Betapa pusingnya civitas akademika kita dihadapkan pada problem faktual dan aktual yang bernama referensi. Kita biasanya bermain antara 5-10 referensi saja selama ini. Dengan menguatkan dunia referensi di civitas akademika kita, maka budaya kualitas, berkembang, berkemajuan, dan elegance akan menyusul kemudian secara otomatis.
Efek yang akan timbul seiring dengan menguatnya referensi dan menciptakan budaya referensi maka, AI tidak akan menjadi masalah bagi para mahasiswa karena terbiasa mencari sumbernya yang valid. Masalah perjokian dengan sendirinya akan menjadi pudar. Kualitas perguruan tinggi akan semakin diperhitungkan karena produk yang dihasilakan paling tidak equivalen dengan negara yang maju.

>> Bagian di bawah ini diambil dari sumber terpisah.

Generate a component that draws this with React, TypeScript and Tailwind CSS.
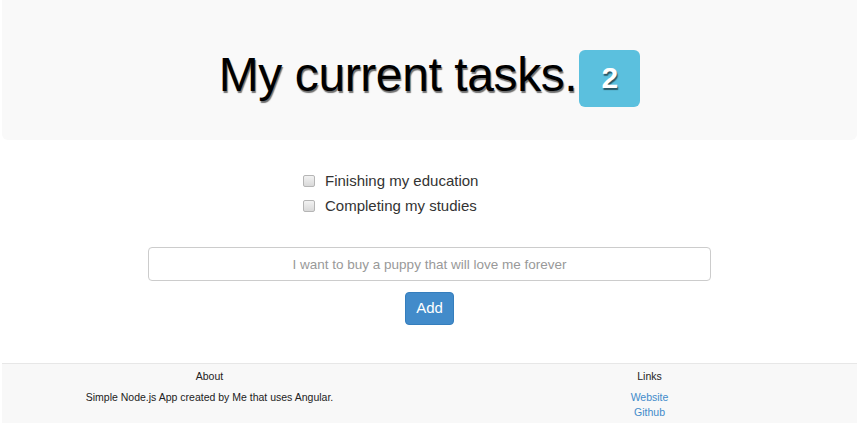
const tasks = ["Finishing my education", "Completing my studies"];

const App = () => {
  return (
    <div className="w-[861px] h-[436px] bg-white pl-[2px] pr-[4px] font-['Liberation_Sans',Arial,sans-serif] text-[#333]">
      <div className="h-[140px] bg-[#f9f9f9] rounded-b-[6px] flex items-center justify-center">
        <h1 className="flex items-center text-[48px] tracking-[-0.4px] leading-none text-black mt-[10px] [text-shadow:1px_2px_1px_rgba(0,0,0,0.55)]">
          My current tasks.
          <span className="ml-[2px] mt-[6px] w-[61px] h-[57px] rounded-[6px] bg-[#5bc0de] text-white font-bold text-[30px] tracking-normal flex items-center justify-center">
            2
          </span>
        </h1>
      </div>

      <div className="w-[563px] mx-auto pt-[32px]">
        <ul className="pl-[155px] flex flex-col gap-[7px]">
          {tasks.map((t) => (
            <li key={t} className="flex items-center gap-[10px] text-[15px] leading-[18px]">
              <input
                type="checkbox"
                className="appearance-none w-[12px] h-[12px] rounded-[2px] border border-[#b5b5b5] bg-gradient-to-b from-[#f2f2f2] to-[#d9d9d9]"
              />
              <span>{t}</span>
            </li>
          ))}
        </ul>

        <input
          className="mt-[32px] w-full h-[34px] border border-[#ccc] rounded-[4px] text-center text-[13.5px] placeholder:text-[#999] outline-none"
          placeholder="I want to buy a puppy that will love me forever"
        />

        <div className="flex justify-center mt-[11px]">
          <button className="w-[49px] h-[33px] rounded-[4px] bg-[#428bca] border border-[#357ebd] text-white text-[15px]">
            Add
          </button>
        </div>
      </div>

      <div className="mt-[38px] h-[60px] bg-[#f8f8f8] border-t border-[#e7e7e7] grid grid-cols-2 gap-[25px] text-[10.5px] text-[#222] text-center">
        <div className="pt-[5px]">
          <div>About</div>
          <div className="mt-[5px]">Simple Node.js App created by Me that uses Angular.</div>
        </div>
        <div className="pt-[5px]">
          <div>Links</div>
          <div className="mt-[5px] flex flex-col leading-[15px] text-[#428bca]">
            <a href="#">Website</a>
            <a href="#">Github</a>
          </div>
        </div>
      </div>
    </div>
  );
};

export default App;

Kualitas dan mutu penelitian dan pelatihan yang dihasilkan oleh perguruan tinggi semakin diterima. Yang menjadi persoalan, apakah kita mau berkembang maju atau tidak. Semuanya tergantung pada penentu kebijakan. Untuk itu, marilah kita membangan kemajuan bangsa bersama-bersama. Dunia kita adalah dunia akademik, saatnya berkembang dengan meningkatkan budaya referensi.